**What you are asked to do**. Locate the lines of the listing below that hold "styles", then copy each of them.

**Given material**.
################
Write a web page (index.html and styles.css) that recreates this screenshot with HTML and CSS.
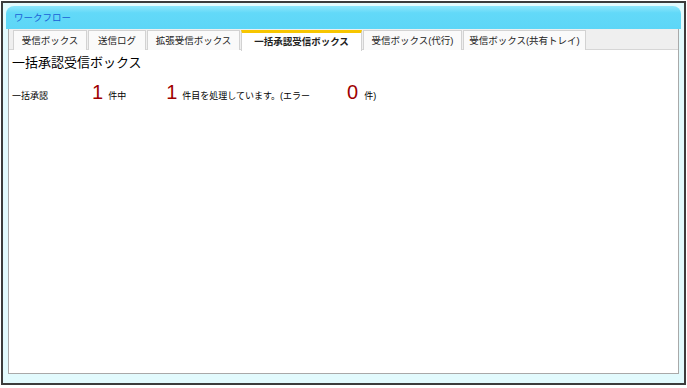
FILE: index.html
```html
<!DOCTYPE html>
<html lang="ja">

<head>
    <meta charset="utf-8">
    <title>ワークフロー</title>
    <link rel="stylesheet" href="styles.css">
</head>

<body>
    <!-- moldura externa -->
    <div class="moldura">
        <div class="barra-titulo">ワークフロー</div>

        <div class="painel">
            <div class="conteudo">
                <!-- abas -->
                <ul class="abas">
                    <li class="aba aba-1">受信ボックス</li>
                    <li class="aba aba-2">送信ログ</li>
                    <li class="aba aba-3">拡張受信ボックス</li>
                    <li class="aba aba-4 ativa">一括承認受信ボックス</li>
                    <li class="aba aba-5">受信ボックス(代行)</li>
                    <li class="aba aba-6">受信ボックス(共有トレイ)</li>
                </ul>

                <h2 class="titulo">一括承認受信ボックス</h2>
                <p class="progresso">
                    <span class="rotulo">一括承認</span>
                    <span class="numero n-total">1</span>
                    <span class="texto">件中</span>
                    <span class="numero n-atual">1</span>
                    <span class="texto">件目を処理しています。(エラー</span>
                    <span class="numero n-erro">0</span>
                    <span class="texto">件)</span>
                </p>
            </div>
        </div>
    </div>
</body>

</html>
```

FILE: styles.css
```css
* {
    padding: 0;
    margin: 0;
    box-sizing: border-box;
}

body {
    background-color: #ffffff;
    font-family: "Liberation Sans", "Noto Sans CJK JP", sans-serif;
    color: #000000;
}

.moldura {
    margin: 1px;
    width: 685px;
    height: 384px;
    border: 2px solid #3c3c3c;
    background-color: #e2fafd;
    padding: 3px 3px 0 3px;
}

.barra-titulo {
    height: 23px;
    border-radius: 8px 8px 0 0;
    background: linear-gradient(#8ee6fb, #62d9f8 30%, #5dd6f7);
    color: #1a5fd6;
    font-size: 9.5px;
    line-height: 23px;
    padding-left: 8px;
}

.painel {
    padding: 0 2px;
}

.conteudo {
    height: 345px;
    border: 1px solid #a9a9a9;
    border-top: none;
    background-color: #ffffff;
}

.abas {
    list-style: none;
    display: flex;
    height: 21px;
    padding: 1px 0 0 4px;
    background-color: #efefef;
    border-bottom: 1px solid #d6d6d6;
}

.aba {
    height: 20px;
    border: 1px solid #d2d2d2;
    border-bottom: none;
    background-color: #fafafa;
    font-size: 9.5px;
    line-height: 19px;
    text-align: center;
    color: #222222;
    margin-right: 1px;
}

.aba-1 { width: 74px; }
.aba-2 { width: 58px; }
.aba-3 { width: 93px; }
.aba-4 { width: 121px; }
.aba-5 { width: 99px; }
.aba-6 { width: 123px; }

.aba.ativa {
    background-color: #ffffff;
    border-top: 3px solid #f7c600;
    font-weight: bold;
    line-height: 17px;
    height: 21px;
    margin-bottom: -1px;
}

.titulo {
    font-size: 13px;
    font-weight: normal;
    line-height: 16px;
    padding: 5px 0 0 3px;
}

.progresso {
    display: flex;
    align-items: baseline;
    padding: 10px 0 0 3px;
    font-size: 9px;
}

.numero {
    font-size: 20px;
    color: #a00000;
    margin-right: 5px;
}

.n-total { margin-left: 44px; }
.n-atual { margin-left: 40px; }
.n-erro { margin-left: 37px; margin-right: 6px; }
```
################
**Task response**.
Write a web page (index.html and styles.css) that recreates this screenshot with HTML and CSS.
    <link rel="stylesheet" href="styles.css">
FILE: styles.css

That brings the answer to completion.